» **THE TASK**:
Scan the material that follows. Copy every line containing the word "React".

» **DATASET EXTRACT**:
━━━━━━

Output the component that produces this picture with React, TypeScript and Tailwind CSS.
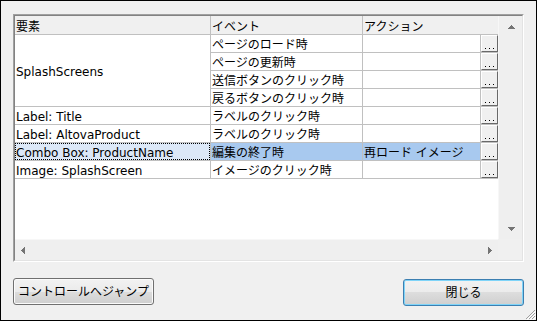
import React from "react"

interface EventRow {
    event: string
    action?: string
    selected?: boolean
}

const splashRows: EventRow[] = [
    { event: "ページのロード時" },
    { event: "ページの更新時" },
    { event: "送信ボタンのクリック時" },
    { event: "戻るボタンのクリック時" },
]

const otherRows: (EventRow & { element: string })[] = [
    { element: "Label: Title", event: "ラベルのクリック時" },
    { element: "Label: AltovaProduct", event: "ラベルのクリック時" },
    { element: "Combo Box: ProductName", event: "編集の終了時", action: "再ロード イメージ", selected: true },
    { element: "Image: SplashScreen", event: "イメージのクリック時" },
]

// small pixel triangles for the scroll bars
const Arrow = ({ dir }: { dir: "up" | "down" | "left" | "right" }) => {
    const rects = [0, 1, 2, 3].map(i => {
        const len = 2 * i + 1
        if (dir === "up") return <rect key={i} x={3 - i} y={i} width={len} height={1} />
        if (dir === "down") return <rect key={i} x={3 - i} y={3 - i} width={len} height={1} />
        if (dir === "left") return <rect key={i} x={i} y={3 - i} width={1} height={len} />
        return <rect key={i} x={3 - i} y={3 - i} width={1} height={len} />
    })
    const vertical = dir === "up" || dir === "down"
    return (
        <svg width={vertical ? 7 : 4} height={vertical ? 4 : 7} fill="#747474" shapeRendering="crispEdges">
            {rects}
        </svg>
    )
}

const DotsButton = () => (
    <div className="border-b border-[#c0c0c0] flex">
        <div className="w-[17px] h-[17px] bg-[#f0f0f0] border-t border-l border-t-white border-l-white border-r border-b border-r-[#696969] border-b-[#696969] flex items-end justify-center pb-[2px] gap-[3px]">
            <span className="w-px h-px bg-black" />
            <span className="w-px h-px bg-black" />
            <span className="w-px h-px bg-black" />
        </div>
    </div>
)

const EventCells = ({ row }: { row: EventRow }) => (
    <>
        <div className={`border-r border-b border-[#c0c0c0] flex items-center pl-px pt-[3px] whitespace-nowrap ${row.selected ? "bg-[#a8c9ef]" : ""}`}>
            {row.event}
        </div>
        <div className={`border-r border-b border-[#c0c0c0] flex items-center pl-px pt-[3px] whitespace-nowrap ${row.selected ? "bg-[#a8c9ef]" : ""}`}>
            {row.action}
        </div>
        <DotsButton />
    </>
)

const App: React.FC = () => {
    return (
        <div className="relative w-[537px] h-[321px] bg-[#f0f0f0] border border-black font-['DejaVu_Sans','Noto_Sans_CJK_JP',sans-serif] text-[12px] text-black leading-[17px] flex flex-col">
            {/* list box */}
            <div className="ml-[12px] mt-[13px] w-[511px] h-[248px] border border-t-[#a0a0a0] border-l-[#a0a0a0] border-b-white border-r-white">
                <div className="w-full h-full border border-t-[#828282] border-l-[#828282] border-b-[#e3e3e3] border-r-[#e3e3e3] flex flex-col">
                    <div className="flex h-[223px]">
                        <div className="w-[483px] bg-white flex flex-col">
                            <div className="grid grid-cols-[196px_152px_1fr] h-[19px] bg-[#f0f0f0] border-b border-[#c0c0c0]">
                                <div className="border-r border-[#c0c0c0] pl-px pt-[3px] flex items-center">要素</div>
                                <div className="border-r border-[#c0c0c0] pl-px pt-[3px] flex items-center">イベント</div>
                                <div className="pl-px pt-[3px] flex items-center">アクション</div>
                            </div>
                            <div className="grid grid-cols-[196px_152px_118px_17px] auto-rows-[18px]">
                                <div className="row-span-4 border-r border-b border-[#c0c0c0] flex items-center pl-px pt-[3px]">SplashScreens</div>
                                {splashRows.map((row, i) => (
                                    <EventCells key={i} row={row} />
                                ))}
                                {otherRows.map((row, i) => (
                                    <React.Fragment key={i}>
                                        {row.selected ? (
                                            <div className="border-r border-b border-[#c0c0c0] flex">
                                                <div className="flex-1 border border-dotted border-black bg-[#dce8f7] flex items-center pt-[3px] whitespace-nowrap">
                                                    {row.element}
                                                </div>
                                            </div>
                                        ) : (
                                            <div className="border-r border-b border-[#c0c0c0] flex items-center pl-px pt-[3px] whitespace-nowrap">
                                                {row.element}
                                            </div>
                                        )}
                                        <EventCells row={row} />
                                    </React.Fragment>
                                ))}
                            </div>
                        </div>
                        {/* vertical scroll bar */}
                        <div className="w-[24px] bg-[#efefef] border-l border-[#f7f7f7] flex flex-col justify-between">
                            <div className="h-[21px] flex items-center justify-center pl-[2px]">
                                <Arrow dir="up" />
                            </div>
                            <div className="h-[21px] flex items-center justify-center pl-[2px]">
                                <Arrow dir="down" />
                            </div>
                        </div>
                    </div>
                    <div className="flex h-[21px]">
                        {/* horizontal scroll bar */}
                        <div className="w-[483px] bg-[#efefef] border-t border-[#f7f7f7] flex items-center justify-between pl-[6px] pr-[6px]">
                            <Arrow dir="left" />
                            <Arrow dir="right" />
                        </div>
                        <div className="flex-1 bg-[#f0f0f0]" />
                    </div>
                </div>
            </div>

            {/* buttons */}
            <div className="flex justify-between ml-[12px] mr-[12px] mt-[16px]">
                <button className="w-[141px] h-[27px] rounded-[3px] border border-[#707070] bg-[linear-gradient(#f2f2f2_0%,#ebebeb_50%,#dddddd_50%,#cfcfcf_100%)] shadow-[inset_0_0_0_1px_#fbfbfb] flex items-center justify-center pt-[2px]">
                    コントロールへジャンプ
                </button>
                <button className="w-[121px] h-[27px] mt-px rounded-[3px] border border-[#3c7fb1] bg-[linear-gradient(#f2f2f2_0%,#ebebeb_50%,#dddddd_50%,#cfcfcf_100%)] shadow-[inset_0_0_0_1px_#7fd4f8] flex items-center justify-center pt-[2px]">
                    閉じる
                </button>
            </div>

            {/* resize grip */}
            <svg className="absolute right-0 bottom-0" width="13" height="13" viewBox="0 0 13 13">
                <path d="M12 3 L3 12 M12 6 L6 12 M12 9 L9 12" stroke="#a0a0a0" strokeWidth="1" />
                <path d="M13 4 L4 13 M13 7 L7 13 M13 10 L10 13" stroke="#ffffff" strokeWidth="1" />
            </svg>
        </div>
    )
}

export default App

━━━━━━

» **CORRECT OUTPUT**:
Output the component that produces this picture with React, TypeScript and Tailwind CSS.
import React from "react"
const App: React.FC = () => {
                                    <React.Fragment key={i}>
                                    </React.Fragment>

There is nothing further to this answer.